Among the other community improvements suggested, more green spaces and more play areas were near the top of people’s lists, with 22.6 per cent mentioning the former and 20.8 per cent the latter.

The next most mentioned improvement at 18.9 per cent was more safe crossing points on roads near them, a point primarily championed by those in Crediton and Okehampton.

Leisure facilities and street cleans were tied at 16.9 per cent, while the least mentioned improvement needed was more community events, at 13.2 per cent, with no votes for this in Kingsbridge, Ivybridge, Totnes or Dartmouth.

Respondents were also given the opportunity to write in suggested improvements that weren’t listed in the survey.

Some of the write-in answers included more safe pavements/footpaths, parking, electric car charging points, more NHS services, affordable disabled family friendly properties, bigger supermarkets and better street lighting.

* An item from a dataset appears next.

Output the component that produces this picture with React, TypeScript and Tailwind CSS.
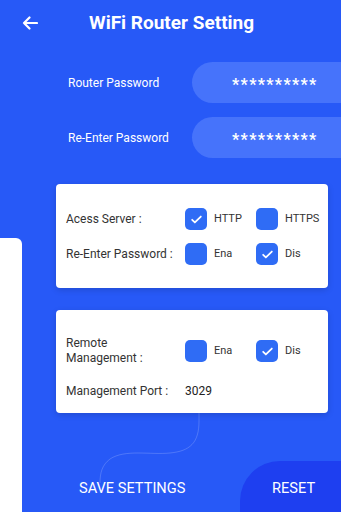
import { type ReactNode } from 'react'

const font = { fontFamily: 'Roboto, "Liberation Sans", sans-serif' }

function Box({ checked }: { checked?: boolean }) {
  return (
    <span className="flex h-[22px] w-[22px] shrink-0 items-center justify-center rounded-[5px] bg-[#2f6cf5]">
      {checked && (
        <svg width="13" height="13" viewBox="0 0 24 24" fill="none" stroke="white" strokeWidth="3.2" strokeLinecap="round" strokeLinejoin="round">
          <path d="M4 12.5l5 5L20 6.5" />
        </svg>
      )}
    </span>
  )
}

function Option({ checked, label }: { checked?: boolean; label: string }) {
  return (
    <div className="flex w-[71px] items-center gap-[7px]">
      <Box checked={checked} />
      <span className="text-[11px] text-[#333]">{label}</span>
    </div>
  )
}

function Row({ label, children }: { label: ReactNode; children: ReactNode }) {
  return (
    <div className="flex items-center">
      <div className="w-[119px] text-[12px] leading-[15px] text-[#333]">{label}</div>
      {children}
    </div>
  )
}

function PasswordRow({ label }: { label: string }) {
  return (
    <div className="flex h-[41px] items-center">
      <span className="w-[124px] pl-[68px] text-[12px] whitespace-nowrap text-white">{label}</span>
      <div className="ml-auto flex h-full w-[149px] items-center rounded-l-full bg-[#4673fb] pt-[4px] pl-[40px] text-[16px] font-bold tracking-[1.3px] text-white">
        **********
      </div>
    </div>
  )
}

export default function App() {
  return (
    <div className="relative flex h-[512px] w-[341px] flex-col overflow-hidden bg-[#2759f7]" style={font}>
      {/* panel peeking in from the left */}
      <div className="absolute top-[238px] bottom-0 left-0 w-[22px] rounded-tr-[6px] bg-white" />
      <svg className="absolute top-[413px] left-0" width="341" height="80" fill="none">
        <path d="M199 0 V8 C199 30 190 38 170 40 C150 42 125 36 110 46 C102 52 100 60 100 70" stroke="rgba(255,255,255,0.18)" strokeWidth="1" />
      </svg>

      <header className="relative flex h-[44px] items-center pt-[2px]">
        <svg className="ml-[22px]" width="16" height="14" viewBox="0 0 16 14" fill="none" stroke="white" strokeWidth="2.2" strokeLinecap="round" strokeLinejoin="round">
          <path d="M15 7H2M7.5 1.5L2 7l5.5 5.5" />
        </svg>
        <h1 className="ml-[51px] text-[19px] font-bold text-white">WiFi Router Setting</h1>
      </header>

      <div className="relative mt-[18px] flex flex-col gap-[14px]">
        <PasswordRow label="Router Password" />
        <PasswordRow label="Re-Enter Password" />
      </div>

      <section className="relative mt-[26px] mr-[13px] ml-[56px] flex h-[104px] flex-col gap-[13px] rounded-[4px] bg-white pt-[24px] pl-[10px] shadow-[0_2px_6px_rgba(0,0,0,0.15)]">
        <Row label="Acess Server :">
          <Option checked label="HTTP" />
          <Option label="HTTPS" />
        </Row>
        <Row label="Re-Enter Password :">
          <Option label="Ena" />
          <Option checked label="Dis" />
        </Row>
      </section>

      <section className="relative mt-[22px] mr-[13px] ml-[56px] flex h-[103px] flex-col gap-[16px] rounded-[4px] bg-white pt-[26px] pl-[10px] shadow-[0_2px_6px_rgba(0,0,0,0.15)]">
        <Row label={<>Remote<br />Management :</>}>
          <Option label="Ena" />
          <Option checked label="Dis" />
        </Row>
        <Row label="Management Port :">
          <span className="text-[12px] text-[#222]">3029</span>
        </Row>
      </section>

      <footer className="relative mt-auto flex h-[51px] items-stretch">
        <button className="flex-1 pt-[4px] pl-[79px] text-left text-[14.6px] text-white">SAVE SETTINGS</button>
        <button className="w-[101px] rounded-tl-[40px] bg-[#1e3ff0] pt-[4px] pl-[32px] text-left text-[14.6px] text-white">RESET</button>
      </footer>
    </div>
  )
}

Jo Atkey of Devon Communities Together added: “We notice some of your readers felt there was a lack of NHS services available to them. A common theme in our work with communities is exploring ways in which existing community assets can be used in a different way to help bring much needed services into rural locations.

"At the moment, we are conducting a first ever Devon-wide audit of village halls; looking at where they are, what they’re doing and what they could do in the future with the right support.

"It’s amazing to celebrate these wonderful buildings for what they’re already achieving, but also look to the future and envision these spaces as health and wellbeing hubs for their communities.

"For example, could they host visiting NHS services, consultation spaces, access to digital healthcare? We’re also looking at whether they would be the right place for electric charging points and what other support they might need to become more energy efficient.”